Wednesday, February 10, 2010

"Food, Inc." Thoughts

The posters advertising the documentary, "Food, Inc.", show a picture of a cow with a large upc symbol on its side. "You'll never look at dinner the same way again" it promises.

Ever since viewing the French documentary on Monsanto (click here for link to view online), I've been interested in our source of food. If you eat (we all need to) and particularly if you prepare food for others (families, children, etc.), then you need to know how food is grown, brought to market, etc.

I encourage people to watch "Food, Inc." on their own. Even if you borrow it from the library like I did, WATCH IT! It is indeed a must-see film.

I want to highlight some things I saw, heard and read while watching the "Food, Inc." documentary. The film is directed by Robert Kenner. There are some rather interesting things to note about America's meat and plant based food industry. You decide what you think.

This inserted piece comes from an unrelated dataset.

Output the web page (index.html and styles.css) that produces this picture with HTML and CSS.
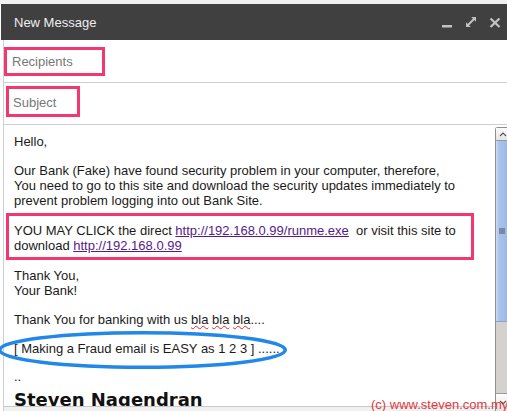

You will hear Eric Schlosser, author of "Fast Food Nation" and Michael Pollan, author of "The Omnivore's Dilemma" in the documentary and others with experience to know what they are talking about.


What we believe about how and where our food comes from are obviously two different things if you buy your food in a supermarket.

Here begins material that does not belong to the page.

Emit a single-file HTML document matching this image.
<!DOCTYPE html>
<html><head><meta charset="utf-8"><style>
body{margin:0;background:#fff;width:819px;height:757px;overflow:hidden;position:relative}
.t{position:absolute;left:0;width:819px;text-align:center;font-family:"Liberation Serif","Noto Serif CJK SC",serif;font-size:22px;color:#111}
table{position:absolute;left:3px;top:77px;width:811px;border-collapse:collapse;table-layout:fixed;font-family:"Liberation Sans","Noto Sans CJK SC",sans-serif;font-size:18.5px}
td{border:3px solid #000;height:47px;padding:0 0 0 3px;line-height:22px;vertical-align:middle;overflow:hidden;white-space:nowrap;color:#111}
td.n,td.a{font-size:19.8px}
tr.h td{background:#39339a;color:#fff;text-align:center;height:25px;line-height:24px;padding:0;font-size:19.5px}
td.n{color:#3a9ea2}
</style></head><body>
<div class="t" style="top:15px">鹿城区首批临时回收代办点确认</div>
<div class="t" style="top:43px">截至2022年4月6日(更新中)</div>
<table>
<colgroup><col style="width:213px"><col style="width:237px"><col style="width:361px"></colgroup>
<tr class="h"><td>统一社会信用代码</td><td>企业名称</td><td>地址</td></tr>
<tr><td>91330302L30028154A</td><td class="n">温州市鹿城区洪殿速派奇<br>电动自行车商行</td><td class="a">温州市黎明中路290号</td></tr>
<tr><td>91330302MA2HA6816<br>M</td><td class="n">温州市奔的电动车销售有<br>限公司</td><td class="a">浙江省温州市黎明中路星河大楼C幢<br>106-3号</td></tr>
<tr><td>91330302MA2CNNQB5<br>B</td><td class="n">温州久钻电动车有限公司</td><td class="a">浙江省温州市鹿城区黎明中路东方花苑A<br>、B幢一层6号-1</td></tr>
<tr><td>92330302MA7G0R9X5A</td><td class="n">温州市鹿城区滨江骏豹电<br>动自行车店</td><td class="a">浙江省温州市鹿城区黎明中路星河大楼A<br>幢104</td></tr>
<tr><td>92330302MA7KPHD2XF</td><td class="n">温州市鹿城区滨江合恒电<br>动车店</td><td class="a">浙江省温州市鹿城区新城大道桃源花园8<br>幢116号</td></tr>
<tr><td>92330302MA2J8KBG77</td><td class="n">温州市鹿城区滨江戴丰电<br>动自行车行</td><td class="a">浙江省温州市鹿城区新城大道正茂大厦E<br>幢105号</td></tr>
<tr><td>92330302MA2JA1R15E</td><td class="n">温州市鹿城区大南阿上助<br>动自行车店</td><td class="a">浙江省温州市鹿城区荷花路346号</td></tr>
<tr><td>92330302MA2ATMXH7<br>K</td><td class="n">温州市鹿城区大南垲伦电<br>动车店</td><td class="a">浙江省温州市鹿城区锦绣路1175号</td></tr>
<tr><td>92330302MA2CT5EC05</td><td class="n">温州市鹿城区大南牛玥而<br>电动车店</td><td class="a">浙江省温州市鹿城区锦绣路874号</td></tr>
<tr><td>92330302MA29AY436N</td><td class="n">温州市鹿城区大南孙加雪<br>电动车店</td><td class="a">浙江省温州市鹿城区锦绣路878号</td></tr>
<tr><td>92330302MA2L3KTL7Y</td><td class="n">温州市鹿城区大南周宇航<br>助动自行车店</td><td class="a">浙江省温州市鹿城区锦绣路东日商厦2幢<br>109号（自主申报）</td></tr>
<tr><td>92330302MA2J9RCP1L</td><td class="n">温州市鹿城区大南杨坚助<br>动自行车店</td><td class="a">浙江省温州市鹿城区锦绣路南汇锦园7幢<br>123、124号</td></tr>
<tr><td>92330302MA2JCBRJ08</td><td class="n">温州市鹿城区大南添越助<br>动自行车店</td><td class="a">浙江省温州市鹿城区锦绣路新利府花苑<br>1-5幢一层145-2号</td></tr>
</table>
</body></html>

In the meat industry, farms are replaced with factories. Workers have many things to do in little time making injuries more common and decreasing quality of work overall.

There are a few corporations who are controlling a large part of the food industry.

Industry food really came from fast food demands. The kitchens of fast food brought the factory like atmosphere into the food preparations. They also needed food that tasted the same, looked the same, and was cheap. The demands from fast food, changed how things were grown and processed. They wanted few foods, but large amounts of them to sell to their customers.

"In the 1970's, the top 5 beef packers controlled only about 25% of the market. Today, the top 4 control more than 80% of the market."

Even if you're not a fast food person, the typical person is still eating food processed in this same way.

They are "building" the animals to fit what people want. Larger chicken breasts, faster growing animals, but what is sacrificed is the animals health and the workers who process them.

These processors are setting the standards for how they want their farmers to grow the meat.

"So much of our industrial food, turns out to be clever rearrangements of corn."

It costs more to grow corn, than it does to buy it, because of subsidies. Corn not only can be used directly for food (many times in very processed forms), but also fed to animals. Cattle, pork, chickens and even fish now are being fed corn.

"The average American is eating over 200 pounds of meat per person per year. And that wouldn't be possible had we not fed them this diet of cheap grain."

"Cows are not eat corn, they are eat grass. The only reason we feed them corn is because corn is really cheap and corn makes them fat quickly."

There is a link between corn fed animals and E. Coli.

"These regulatory agencies are being controlled by the very companies that they are supposed to be scrutinizing."

The bigger the processing plants, the larger the contamination problem.

FDA doesn't have the power it needs to shut down the plants that have the most contamination. By reintroducing "Kevin's Law" they could.

"If you take feed lot cattle off of their corn diet, give them grass for 5 days, they will shed 80% of the E.Coli in their gut."

Meat is being washed with ammonia to kill E. Coli.

Shopping for food becomes a dollar game, trying to get as much food for less money. The problem is that many cheap foods (heavily subsidized to stay cheap) are not as nutritious as the more nutrient dense foods, like vegetables.

Corn, soy, and wheat are commodity crops and are heavily subsidized.

"One in three Americans born after 2000 will contract early onset diabetes. Among minorities, the rate will be 1 in 2."

"IN 1996, when Monsanto began selling Roundup Ready soybeans, only 2% of soybeans in the U.S. contained their patented gene. By 2008, over 90% of soybeans in the U.S. contained Monsanto's patented gene."

"...70% of processed foods in the supermarket has some genetically modified ingredient."

"The irony is that the average consumer does not feel very powerful. They think that they are the recipients of whatever industry has put out there for them to consume. Trust me it's the exact opposite."

"To eat well in this country costs more, than to eat badly."

You vote with your food dollars every day.

Buy foods in season. Buy local. Plant a garden.

Buy organic. Buy gmo free. Read labels.

Cook at home and eat together.

If you get the DVD to watch, make sure you watch the deleted scenes and other special features. There is good information in there as well. There is so much I didn't touch on at all. All worth seeing once to decide for yourself.

1 comment:

Steve said...

Kristen and I watched Food INC this past week. It is disgusting what these major companies do to our food supply. What an eye opener. It is also disgraceful that our govt agancies do to the farmers across the country.